CARBO VEG.—In old external haemorrhoids, tumor large and of bluish color. Incessant sweat; a mucous discharge, giving out a very bad odor. Tardy stools, accompanied by violent burning pains, and sometimes by a discharge of blood. [Acrid corrosive moisture discharged from rectum, while urinating; a great amount of hot, moist and offensive flatus, ameliorated by its escape (China, Lyco., nux, Puls., verat.); soft stool, passed with difficulty (Alum, China, Silicea, Sepia, Phos-ae.); stools burning, light colored, covered by filamentous yellow mucus, last part bloody; stool in fragments, tough and scanty, with urging and tingling in rectum; putrid smelling stools.—( Ars., China, Puls., Silicea, Sulph.)]

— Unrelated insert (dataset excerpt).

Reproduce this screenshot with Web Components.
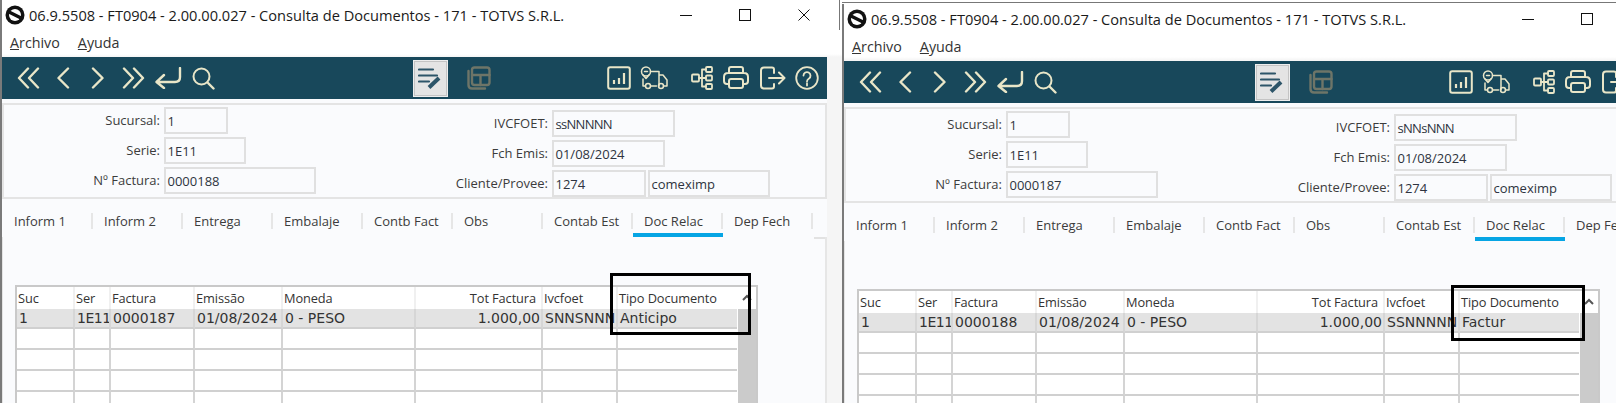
<!DOCTYPE html>
<html lang="es">
<head>
<meta charset="utf-8">
<title>Consulta de Documentos</title>
<style>
  html, body { margin: 0; height: 403px; overflow: hidden; background: #fff; }
  body { display: flex; align-items: flex-start; width: 1616px; font-family: "Open Sans", sans-serif; }
</style>
</head>
<body>
<erp-window caption="06.9.5508 - FT0904 - 2.00.00.027 - Consulta de Documentos - 171 - TOTVS S.R.L.">
  <form-panel>
    <form-field slot="left" label="Sucursal:" width="64" value="1"></form-field>
    <form-field slot="left" label="Serie:" width="82" value="1E11"></form-field>
    <form-field slot="left" label="Nº Factura:" width="152" value="0000188"></form-field>
    <form-field slot="right" label="IVCFOET:" width="123" value="ssNNNNN" tight></form-field>
    <form-field slot="right" label="Fch Emis:" width="113" value="01/08/2024"></form-field>
    <form-field slot="right" label="Cliente/Provee:" width="94" value="1274" extra="comeximp"></form-field>
  </form-panel>
  <tab-strip active="Doc Relac"></tab-strip>
  <doc-grid mark="593,-14,141,62" numero="0000187" ivcfoet="SNNSNNN" tipo="Anticipo"></doc-grid>
</erp-window>
<erp-window second caption="06.9.5508 - FT0904 - 2.00.00.027 - Consulta de Documentos - 171 - TOTVS S.R.L.">
  <form-panel>
    <form-field slot="left" label="Sucursal:" width="64" value="1"></form-field>
    <form-field slot="left" label="Serie:" width="82" value="1E11"></form-field>
    <form-field slot="left" label="Nº Factura:" width="152" value="0000187"></form-field>
    <form-field slot="right" label="IVCFOET:" width="123" value="sNNsNNN" tight></form-field>
    <form-field slot="right" label="Fch Emis:" width="113" value="01/08/2024"></form-field>
    <form-field slot="right" label="Cliente/Provee:" width="94" value="1274" extra="comeximp"></form-field>
  </form-panel>
  <tab-strip active="Doc Relac"></tab-strip>
  <doc-grid mark="592,-6,134,56" numero="0000188" ivcfoet="SSNNNNN" tipo="Factur"></doc-grid>
</erp-window>

<script>
// Toolbar icons, drawn at their real pixel size
const ICONS = {
  first: '<svg width="23" height="22" viewBox="0 0 23 22"><path d="M11 1.5 2 11l9 9.5M21 1.5 12 11l9 9.5"/></svg>',
  prev: '<svg width="14" height="22" viewBox="0 0 14 22"><path d="M12 1.5 2.5 11l9.5 9.5"/></svg>',
  next: '<svg width="14" height="22" viewBox="0 0 14 22"><path d="M2 1.5 11.5 11 2 20.5"/></svg>',
  last: '<svg width="23" height="22" viewBox="0 0 23 22"><path d="M2 1.5 11 11l-9 9.5M12 1.5 21 11l-9 9.5"/></svg>',
  enter: '<svg width="28" height="22" viewBox="0 0 28 22"><path d="M26 1v9q0 5-5 5H3M10 8l-7.500 7 7.500 6"/></svg>',
  search: '<svg width="23" height="23" viewBox="0 0 23 23"><circle cx="9.500" cy="9.500" r="8" stroke-width="2"/><path d="m15.500 15.500 6 6"/></svg>',
  edit: '<svg width="24" height="22" viewBox="0 0 24 22" style="stroke:#2d5569"><path d="M1 2.500h14M1 8.500h18M1 14.500h10" stroke-width="2.200"/><path d="m11 20.500 10-9.500" stroke-width="4" stroke-linecap="butt"/></svg>',
  layout: '<svg width="24" height="24" viewBox="0 0 24 24" style="stroke:#6e7568"><rect x="5" y="1.500" width="17.500" height="17.500" rx="2.500"/><path d="M5 9h17.500M13.500 9v10M1.500 5v14q0 3.500 3.500 3.500h13"/></svg>',
  chart: '<svg width="24" height="24" viewBox="0 0 24 24"><rect x="1.200" y="1.200" width="21.600" height="21.600" rx="2" stroke-width="2"/><path d="M7 18v-4M12 18v-6M17 18V7" stroke-width="2.200" stroke-linecap="butt"/></svg>',
  truck: '<svg width="28" height="24" viewBox="0 0 28 24" style="stroke-width:1.500"><circle cx="6" cy="5.500" r="4.500"/><path d="M2.800 8.800 6 12.500l3.200-3.700M4.500 5.500h3M10.500 5.500H19V20M3 13v7h2.500M10.500 20H16.500M19 9h4l4 5v6h-3.500"/><circle cx="8" cy="20" r="2.500"/><circle cx="21" cy="20" r="2.500"/></svg>',
  tree: '<svg width="22" height="24" viewBox="0 0 22 24" style="stroke-width:1.800"><rect x="1" y="8.500" width="7" height="7" rx="1"/><rect x="15" y="1" width="6" height="5" rx="1"/><rect x="15" y="9.500" width="6" height="5" rx="1"/><rect x="15" y="18" width="6" height="5" rx="1"/><path d="M8 12h7M11 12V3.500h4M11 12v8.500h4"/></svg>',
  printer: '<svg width="26" height="24" viewBox="0 0 26 24" style="stroke-width:2"><path d="M6 7V3q0-2 2-2h10q2 0 2 2v4M6 18H4q-3 0-3-3v-4q0-4 4-4h16q4 0 4 4v4q0 3-3 3h-2"/><rect x="6" y="13" width="14" height="9" rx="2"/></svg>',
  exit: '<svg width="26" height="24" viewBox="0 0 26 24" style="stroke-width:2"><path d="M12 1.500H4q-3 0-3 3v15q0 3 3 3h8q2 0 2-2v-2.500M14 7V3.500q0-2-2-2M9 12h15M19 6.500l5.500 5.500-5.500 5.500"/></svg>',
  help: '<svg width="24" height="24" viewBox="0 0 24 24" style="stroke-width:1.800"><circle cx="12" cy="12" r="10.800"/><path d="M8.500 9.500a3.500 3.500 0 1 1 5.500 3c-1.300.8-2 1.500-2 3M12 17.500v2"/></svg>',
};

class ErpWindow extends HTMLElement {
  constructor() {
    super();
    this.attachShadow({ mode: "open" });
  }

  connectedCallback() {
    this.shadowRoot.innerHTML = `
      <style>
        :host {
          display: block;
          flex: none;
          width: 842px;
          height: 403px;
          box-sizing: border-box;
          position: relative;
          overflow: hidden;
          background: linear-gradient(#fff 54px, #f5f5f5 57px);
          font-family: "Open Sans", sans-serif;
        }
        :host([second]) {
          margin-top: 2px;
          border-top: 1px solid #777;
          padding-top: 1px;
        }
        .frame {
          border-left: 2px solid #7a7a7a;
          height: 100%;
          box-sizing: border-box;
        }
        :host(:not([second]))::after {
          content: "";
          position: absolute;
          right: 2px;
          top: 0;
          width: 1px;
          height: 30px;
          background: #777;
        }
        .titlebar {
          display: flex;
          align-items: center;
          height: 29px;
          margin-bottom: 1px;
          font-size: 14.600px;
          color: #1a1a1a;
          white-space: nowrap;
        }
        .logo { margin: 0 4px 0 3px; flex: none; }
        .caption { width: 651px; overflow: hidden; }
        .winbtn { flex: none; display: block; }
        .winbtn.max { margin-left: 47px; }
        .winbtn.close { margin-left: 47px; }
        .menubar {
          display: flex;
          gap: 18px;
          height: 27px;
          padding: 3px 0 0 8px;
          box-sizing: border-box;
          font-size: 14.300px;
          color: #333;
        }
        .main { width: 825px; background: #fafbfd; height: 400px; }
        .gap { height: 4px; }
      </style>
      <div class="frame">
        <div class="titlebar">
          <svg class="logo" width="20" height="20" viewBox="0 0 20 20">
            <circle cx="10" cy="10" r="9.500" fill="#111"/>
            <circle cx="10" cy="10" r="6" fill="#fff"/>
            <path d="M4 7 16 13" stroke="#111" stroke-width="3.400"/>
          </svg>
          <span class="caption">${this.getAttribute("caption")}</span>
          <svg class="winbtn" width="12" height="12" viewBox="0 0 12 12" style="margin-left:0"><path d="M0 6.500h12" stroke="#111"/></svg>
          <svg class="winbtn max" width="12" height="12" viewBox="0 0 12 12"><rect x=".5" y=".5" width="11" height="11" fill="none" stroke="#111"/></svg>
          <svg class="winbtn close" width="12" height="12" viewBox="0 0 12 12"><path d="m.5.500 11 11M11.500.500l-11 11" stroke="#111"/></svg>
        </div>
        <div class="menubar"><span><u>A</u>rchivo</span><span><u>A</u>yuda</span></div>
        <div class="main">
          <tool-bar></tool-bar>
          <div class="gap"></div>
          <slot></slot>
        </div>
      </div>
    `;
  }
}

class ToolBar extends HTMLElement {
  constructor() {
    super();
    this.attachShadow({ mode: "open" });
  }

  connectedCallback() {
    const btn = (name, cls = "") => `<span class="btn ${cls}">${ICONS[name]}</span>`;
    this.shadowRoot.innerHTML = `
      <style>
        :host {
          display: flex;
          align-items: center;
          height: 42px;
          padding-left: 8.500px;
          box-sizing: border-box;
          background: #18485b;
        }
        .btn {
          flex: none;
          width: 35px;
          height: 37px;
          display: flex;
          align-items: center;
          justify-content: center;
          box-sizing: border-box;
        }
        .btn.on {
          width: 35px;
          background: #e4e4e4;
          border: 2px solid #c4c4c4;
          outline: 1px solid #eee;
          outline-offset: -1px;
        }
        svg {
          fill: none;
          stroke: #e9e6c8;
          stroke-width: 2.400;
          stroke-linecap: round;
          stroke-linejoin: round;
        }
        .m1 { margin-left: 192px; }
        .m2 { margin-left: 14px; }
        .m3 { margin-left: 105px; }
        .m4 { margin-left: 13px; }
        .m5 { margin-left: -1px; }
        .m6 { margin-left: 2px; }
      </style>
      ${btn("first")}${btn("prev")}${btn("next")}${btn("last")}${btn("enter")}${btn("search")}
      ${btn("edit", "on m1")}${btn("layout", "m2")}
      ${btn("chart", "m3")}${btn("truck")}${btn("tree", "m4")}${btn("printer", "m5")}${btn("exit", "m6")}${btn("help", "m5")}
    `;
  }
}

class FormPanel extends HTMLElement {
  constructor() {
    super();
    this.attachShadow({ mode: "open" });
  }

  connectedCallback() {
    this.shadowRoot.innerHTML = `
      <style>
        :host {
          display: flex;
          height: 96px;
          box-sizing: border-box;
          border: 2px solid #e4e4e4;
        }
        .col { display: flex; flex-direction: column; gap: 3px; }
        .left { width: 396px; padding-top: 2px; --label-width: 156px; }
        .right { padding-top: 5px; --label-width: 148px; }
      </style>
      <div class="col left"><slot name="left"></slot></div>
      <div class="col right"><slot name="right"></slot></div>
    `;
  }
}

class FormField extends HTMLElement {
  constructor() {
    super();
    this.attachShadow({ mode: "open" });
  }

  connectedCallback() {
    const extra = this.getAttribute("extra");
    this.shadowRoot.innerHTML = `
      <style>
        :host {
          display: flex;
          align-items: center;
          height: 27px;
          font-family: "Open Sans", sans-serif;
          font-size: 13px;
          color: #3c3c3c;
        }
        :host([tight]) .input { letter-spacing: -0.700px; }
        label {
          width: var(--label-width);
          margin-right: 4px;
          padding-bottom: 2px;
          text-align: right;
          white-space: nowrap;
        }
        .input {
          height: 27px;
          box-sizing: border-box;
          border: 2px solid #e0e0e0;
          padding: 1px 0 0 1.500px;
          line-height: 22px;
          color: #2e3440;
          white-space: nowrap;
        }
        .extra { margin-left: 2px; width: 122px; }
      </style>
      <label>${this.getAttribute("label")}</label>
      <div class="input" style="width:${this.getAttribute("width")}px">${this.getAttribute("value")}</div>
      ${extra ? `<div class="input extra">${extra}</div>` : ""}
    `;
  }
}

class TabStrip extends HTMLElement {
  constructor() {
    super();
    this.attachShadow({ mode: "open" });
  }

  connectedCallback() {
    const tabs = ["Inform 1", "Inform 2", "Entrega", "Embalaje", "Contb Fact", "Obs", "Contab Est", "Doc Relac", "Dep Fech"];
    const active = this.getAttribute("active");
    this.shadowRoot.innerHTML = `
      <style>
        :host {
          display: flex;
          height: 38px;
          padding: 14px 0 0 1px;
          box-sizing: border-box;
          font-family: "Open Sans", sans-serif;
          font-size: 13px;
          color: #3c3c3c;
        }
        .tab {
          width: 90px;
          height: 24px;
          box-sizing: border-box;
          padding: 0 0 0 11px;
          line-height: 16px;
          white-space: nowrap;
          background: linear-gradient(#e6e6e6, #e6e6e6) right top / 2px 16px no-repeat;
        }
        .tab.on { border-bottom: 4.500px solid #06a5e4; }
      </style>
      ${tabs.map((t) => `<div class="tab ${t === active ? "on" : ""}">${t}</div>`).join("")}
    `;
  }
}

class DocGrid extends HTMLElement {
  constructor() {
    super();
    this.attachShadow({ mode: "open" });
  }

  connectedCallback() {
    const head = ["Suc", "Ser", "Factura", "Emissão", "Moneda", "Tot Factura", "Ivcfoet", "Tipo Documento"];
    const row = ["1", "1E11", this.getAttribute("numero"), "01/08/2024", "0 - PESO", "1.000,00", this.getAttribute("ivcfoet"), this.getAttribute("tipo")];
    const cells = (list, cls) => list.map((t, i) => `<div class="cell ${cls} c${i}">${t}</div>`).join("");
    const [left, top, width, height] = this.getAttribute("mark").split(",");
    const empty = head.map(() => "");
    this.shadowRoot.innerHTML = `
      <style>
        :host {
          display: block;
          height: 170px;
          box-sizing: border-box;
          padding: 48px 0 0 12px;
          border-left: 1px solid #e4e4e4;
          border-right: 2px solid #e6e6e6;
          background: linear-gradient(90deg, transparent 811px, #e2e2e2 811px) top / 100% 2px no-repeat;
        }
        .box {
          position: relative;
          width: 743px;
          height: 130px;
          box-sizing: border-box;
          border: 2px solid #c9c9c9;
          border-bottom: 0;
          background: #fff;
        }
        .wrap { display: flex; height: 100%; }
        .table {
          display: grid;
          grid-template-columns: 58px 36px 84px 88px 133px 127px 75px 119px;
          grid-auto-rows: 21px;
          width: 720px;
        }
        .cell {
          box-sizing: border-box;
          overflow: hidden;
          white-space: nowrap;
          border-right: 2px solid #d4d4d4;
          border-bottom: 2px solid #d0d0d0;
          font-family: "DejaVu Sans", sans-serif;
          font-size: 14px;
          line-height: 20px;
          padding-left: 2px;
          color: #333;
        }
        .head {
          height: 22px;
          margin-bottom: -1px;
          font-family: "Open Sans", sans-serif;
          font-size: 12.800px;
          letter-spacing: -0.100px;
          padding-left: 1px;
          border-right-color: #f0f0f0;
          border-bottom: 0;
          line-height: 22px;
          color: #333;
        }
        .sel { background: #e3e3e3; margin-top: 1px; height: 20px; border-right-color: #d6d6d6; line-height: 19px; }
        .sel.c1 { letter-spacing: -0.500px; }
        .c7 { border-right: 0; }
        .c5 { text-align: right; padding: 0 1px 0 0; }
        .head.c5 { padding-right: 5px; }
        .bar { width: 20px; margin-left: 1px; background: linear-gradient(#fff 22px, #cbcbcb 22px); }
        .bar svg { display: block; margin: 7px 0 0 4px; }
        .mark {
          position: absolute;
          box-sizing: border-box;
          border: 3.500px solid #000;
        }
      </style>
      <div class="box">
        <div class="wrap">
          <div class="table">
            ${cells(head, "head")}
            ${cells(row, "sel")}
            ${cells(empty, "")}${cells(empty, "")}${cells(empty, "")}${cells(empty, "")}
          </div>
          <div class="bar"><svg width="10" height="7" viewBox="0 0 10 7"><path d="M1 6 5 2l4 4" fill="none" stroke="#555" stroke-width="2"/></svg></div>
        </div>
        <div class="mark" style="left:${left}px;top:${top}px;width:${width}px;height:${height}px"></div>
      </div>
    `;
  }
}

customElements.define("erp-window", ErpWindow);
customElements.define("tool-bar", ToolBar);
customElements.define("form-panel", FormPanel);
customElements.define("form-field", FormField);
customElements.define("tab-strip", TabStrip);
customElements.define("doc-grid", DocGrid);
</script>
</body>
</html>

General Symptoms: Rush of blood to head; lancinating pains in kidneys; worse from a false step; stiffness in lumbar region; cutting burning pains under the scapulae, in fore-arms, and sometimes in the knees. Loss of appetite, fullness in stomach, bad taste in mouth and bad odor. Intolerable flatulence. Gout. Adynamic conditions, with no fever.
CAUSTICUM.—Haemorrhoids impeding walking on account of the pain they cause; also impede stool; are swollen, itch; stitching in them; burn and sting, worse walking and when thinking of them; Stool shines, is first hard, then soft; passed better when standing. Tumors sensitive to touch. Frequent and ineffectual urging to stool with pain, anxiety and redness of face. Painful pustule near anus, with discharge of pus and blood. Fissures which render walking very painful.